### AIM
Please write the listing below out again exactly, leaving every picture behind.

### THE DATA
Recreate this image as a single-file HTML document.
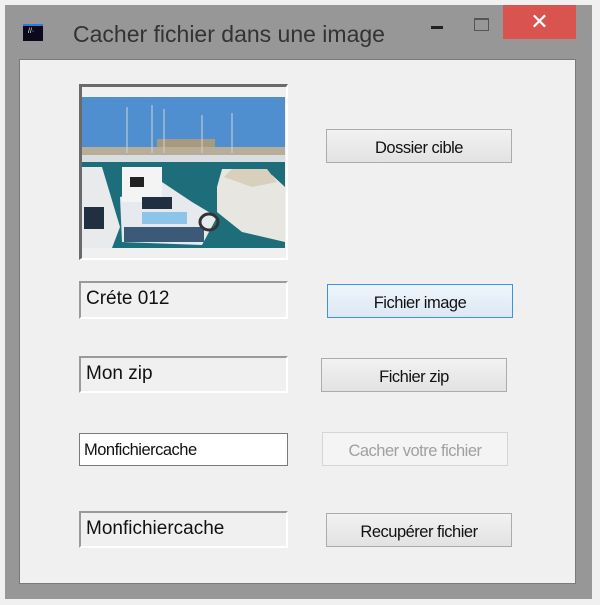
<!DOCTYPE html>
<html><head><meta charset="utf-8"><style>
body{margin:0;width:600px;height:605px;background:#f0f0f0;position:relative;overflow:hidden;font-family:"Liberation Sans",sans-serif}
.frame{position:absolute;left:5px;top:5px;width:587px;height:594px;background:#979797}
.client{position:absolute;left:19px;top:59px;width:557px;height:525px;background:#f0f0f0;border:1px solid #7a7a7a;box-sizing:border-box}
.title{position:absolute;left:73px;top:21px;font-size:23px;color:#333}
.close{position:absolute;left:503px;top:5px;width:73px;height:34px;background:#d9534f;color:#fff;font-size:22px;text-align:center;line-height:34px}
.lbl{position:absolute;left:79px;width:209px;box-sizing:border-box;border-top:2px solid #9a9a9a;border-left:2px solid #9a9a9a;border-right:2px solid #fff;border-bottom:2px solid #fff;font-size:19px;color:#111;padding:5px 0 0 5px}
.btn{position:absolute;width:186px;height:34px;box-sizing:border-box;border:1px solid #acacac;background:linear-gradient(#f2f2f2,#e2e2e2);font-size:16.5px;color:#111;text-align:center;line-height:36px;letter-spacing:-0.5px}
</style></head><body>
<div class="frame"></div>
<div style="position:absolute;left:23px;top:24px;width:20px;height:15px;background:#0a0a1a;border-top:2px solid #2b7be0"></div>
<div style="position:absolute;left:28px;top:28px;font-size:7px;color:#fff">//·</div>
<div class="title">Cacher fichier dans une image</div>
<div style="position:absolute;left:431px;top:26px;width:12px;height:3px;background:#222"></div>
<div style="position:absolute;left:474px;top:18px;width:13px;height:10px;border:1px solid #555;border-top-width:2px"></div>
<div class="close">✕</div>
<div class="client"></div>
<div style="position:absolute;left:79px;top:84px;width:209px;height:176px;box-sizing:border-box;border-top:3px solid #6a6a6a;border-left:3px solid #6a6a6a;border-right:2px solid #fff;border-bottom:2px solid #fff;background:#f0f0f0"></div>
<svg style="position:absolute;left:82px;top:97px" width="203" height="151" viewBox="0 0 203 151">
<rect width="203" height="151" fill="#4f8fd0"/>
<rect x="75" y="42" width="58" height="18" fill="#a89a7e"/>
<rect x="0" y="50" width="203" height="12" fill="#b8ad98"/>
<rect x="0" y="60" width="203" height="91" fill="#1d6e7a"/>
<rect x="0" y="58" width="203" height="7" fill="#d8dde0"/>
<g stroke="#cfd3d6" stroke-width="1"><line x1="45" y1="10" x2="45" y2="56"/><line x1="70" y1="8" x2="70" y2="56"/><line x1="82" y1="12" x2="82" y2="56"/><line x1="120" y1="18" x2="120" y2="56"/><line x1="150" y1="16" x2="150" y2="56"/></g>
<path d="M38 100 L40 145 L120 148 L135 120 L110 105 L80 85 L60 95 Z" fill="#e6eaee"/>
<rect x="40" y="70" width="40" height="35" fill="#f4f4f4"/>
<rect x="48" y="80" width="14" height="10" fill="#222"/>
<rect x="60" y="100" width="30" height="12" fill="#203040"/>
<rect x="60" y="115" width="45" height="12" fill="#8fc4ea"/>
<rect x="42" y="130" width="80" height="15" fill="#3a5a78"/>
<path d="M135 90 L140 72 L160 72 L190 78 L203 90 L203 145 L160 135 L135 115 Z" fill="#e8e6e0"/>
<path d="M142 80 L150 72 L185 72 L195 85 L170 90 Z" fill="#d8d0bc"/>
<path d="M0 70 L20 70 L38 130 L30 151 L0 151 Z" fill="#e8eaec"/>
<rect x="2" y="110" width="20" height="22" fill="#203040"/>
<ellipse cx="127" cy="125" rx="9" ry="8" fill="none" stroke="#333" stroke-width="3"/>
</svg>
<div class="btn" style="left:326px;top:129px">Dossier cible</div>
<div class="lbl" style="top:281px;height:38px">Créte 012</div>
<div class="btn" style="left:327px;top:284px;border-color:#3c94e0;background:linear-gradient(#eef5fc,#dde8f4)">Fichier image</div>
<div class="lbl" style="top:356px;height:37px">Mon zip</div>
<div class="btn" style="left:321px;top:358px">Fichier zip</div>
<div style="position:absolute;left:79px;top:433px;width:209px;height:33px;box-sizing:border-box;border:1px solid #7a7a7a;background:#fff;font-size:16.5px;padding:7px 0 0 4px;letter-spacing:-0.5px;color:#111">Monfichiercache</div>
<div class="btn" style="left:322px;top:432px;color:#a0a0a0;background:#f4f4f4;border-color:#d5d5d5">Cacher votre fichier</div>
<div class="lbl" style="top:511px;height:37px">Monfichiercache</div>
<div class="btn" style="left:326px;top:513px">Recupérer fichier</div>
</body></html>
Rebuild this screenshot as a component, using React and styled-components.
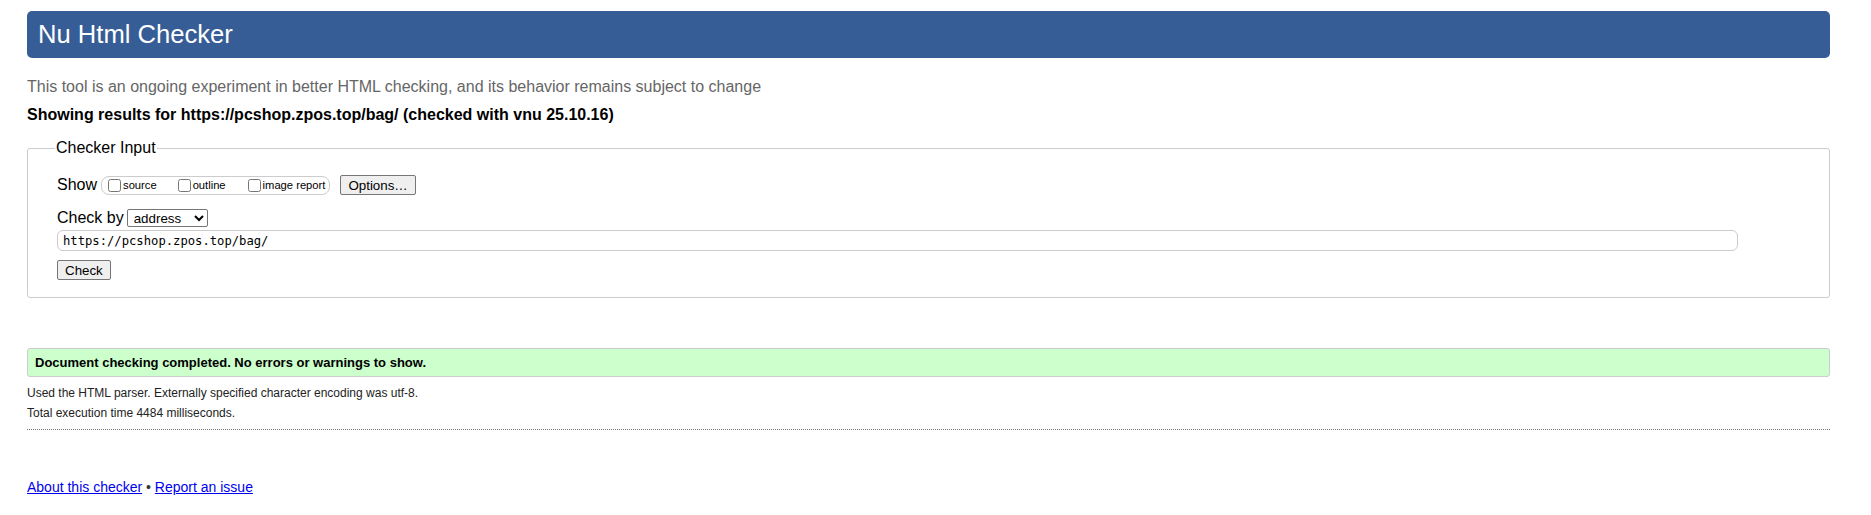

### EXERCISE SOLUTION
Recreate this image as a single-file HTML document.
<!DOCTYPE html>
<html><head><meta charset="utf-8"><style>
body{margin:0;width:600px;height:605px;background:#f0f0f0;position:relative;overflow:hidden;font-family:"Liberation Sans",sans-serif}
.frame{position:absolute;left:5px;top:5px;width:587px;height:594px;background:#979797}
.client{position:absolute;left:19px;top:59px;width:557px;height:525px;background:#f0f0f0;border:1px solid #7a7a7a;box-sizing:border-box}
.title{position:absolute;left:73px;top:21px;font-size:23px;color:#333}
.close{position:absolute;left:503px;top:5px;width:73px;height:34px;background:#d9534f;color:#fff;font-size:22px;text-align:center;line-height:34px}
.lbl{position:absolute;left:79px;width:209px;box-sizing:border-box;border-top:2px solid #9a9a9a;border-left:2px solid #9a9a9a;border-right:2px solid #fff;border-bottom:2px solid #fff;font-size:19px;color:#111;padding:5px 0 0 5px}
.btn{position:absolute;width:186px;height:34px;box-sizing:border-box;border:1px solid #acacac;background:linear-gradient(#f2f2f2,#e2e2e2);font-size:16.5px;color:#111;text-align:center;line-height:36px;letter-spacing:-0.5px}
</style></head><body>
<div class="frame"></div>
<div style="position:absolute;left:23px;top:24px;width:20px;height:15px;background:#0a0a1a;border-top:2px solid #2b7be0"></div>
<div style="position:absolute;left:28px;top:28px;font-size:7px;color:#fff">//·</div>
<div class="title">Cacher fichier dans une image</div>
<div style="position:absolute;left:431px;top:26px;width:12px;height:3px;background:#222"></div>
<div style="position:absolute;left:474px;top:18px;width:13px;height:10px;border:1px solid #555;border-top-width:2px"></div>
<div class="close">✕</div>
<div class="client"></div>
<div style="position:absolute;left:79px;top:84px;width:209px;height:176px;box-sizing:border-box;border-top:3px solid #6a6a6a;border-left:3px solid #6a6a6a;border-right:2px solid #fff;border-bottom:2px solid #fff;background:#f0f0f0"></div>
<svg style="position:absolute;left:82px;top:97px" width="203" height="151" viewBox="0 0 203 151">
<rect width="203" height="151" fill="#4f8fd0"/>
<rect x="75" y="42" width="58" height="18" fill="#a89a7e"/>
<rect x="0" y="50" width="203" height="12" fill="#b8ad98"/>
<rect x="0" y="60" width="203" height="91" fill="#1d6e7a"/>
<rect x="0" y="58" width="203" height="7" fill="#d8dde0"/>
<g stroke="#cfd3d6" stroke-width="1"><line x1="45" y1="10" x2="45" y2="56"/><line x1="70" y1="8" x2="70" y2="56"/><line x1="82" y1="12" x2="82" y2="56"/><line x1="120" y1="18" x2="120" y2="56"/><line x1="150" y1="16" x2="150" y2="56"/></g>
<path d="M38 100 L40 145 L120 148 L135 120 L110 105 L80 85 L60 95 Z" fill="#e6eaee"/>
<rect x="40" y="70" width="40" height="35" fill="#f4f4f4"/>
<rect x="48" y="80" width="14" height="10" fill="#222"/>
<rect x="60" y="100" width="30" height="12" fill="#203040"/>
<rect x="60" y="115" width="45" height="12" fill="#8fc4ea"/>
<rect x="42" y="130" width="80" height="15" fill="#3a5a78"/>
<path d="M135 90 L140 72 L160 72 L190 78 L203 90 L203 145 L160 135 L135 115 Z" fill="#e8e6e0"/>
<path d="M142 80 L150 72 L185 72 L195 85 L170 90 Z" fill="#d8d0bc"/>
<path d="M0 70 L20 70 L38 130 L30 151 L0 151 Z" fill="#e8eaec"/>
<rect x="2" y="110" width="20" height="22" fill="#203040"/>
<ellipse cx="127" cy="125" rx="9" ry="8" fill="none" stroke="#333" stroke-width="3"/>
</svg>
<div class="btn" style="left:326px;top:129px">Dossier cible</div>
<div class="lbl" style="top:281px;height:38px">Créte 012</div>
<div class="btn" style="left:327px;top:284px;border-color:#3c94e0;background:linear-gradient(#eef5fc,#dde8f4)">Fichier image</div>
<div class="lbl" style="top:356px;height:37px">Mon zip</div>
<div class="btn" style="left:321px;top:358px">Fichier zip</div>
<div style="position:absolute;left:79px;top:433px;width:209px;height:33px;box-sizing:border-box;border:1px solid #7a7a7a;background:#fff;font-size:16.5px;padding:7px 0 0 4px;letter-spacing:-0.5px;color:#111">Monfichiercache</div>
<div class="btn" style="left:322px;top:432px;color:#a0a0a0;background:#f4f4f4;border-color:#d5d5d5">Cacher votre fichier</div>
<div class="lbl" style="top:511px;height:37px">Monfichiercache</div>
<div class="btn" style="left:326px;top:513px">Recupérer fichier</div>
</body></html>
Rebuild this screenshot as a component, using React and styled-components.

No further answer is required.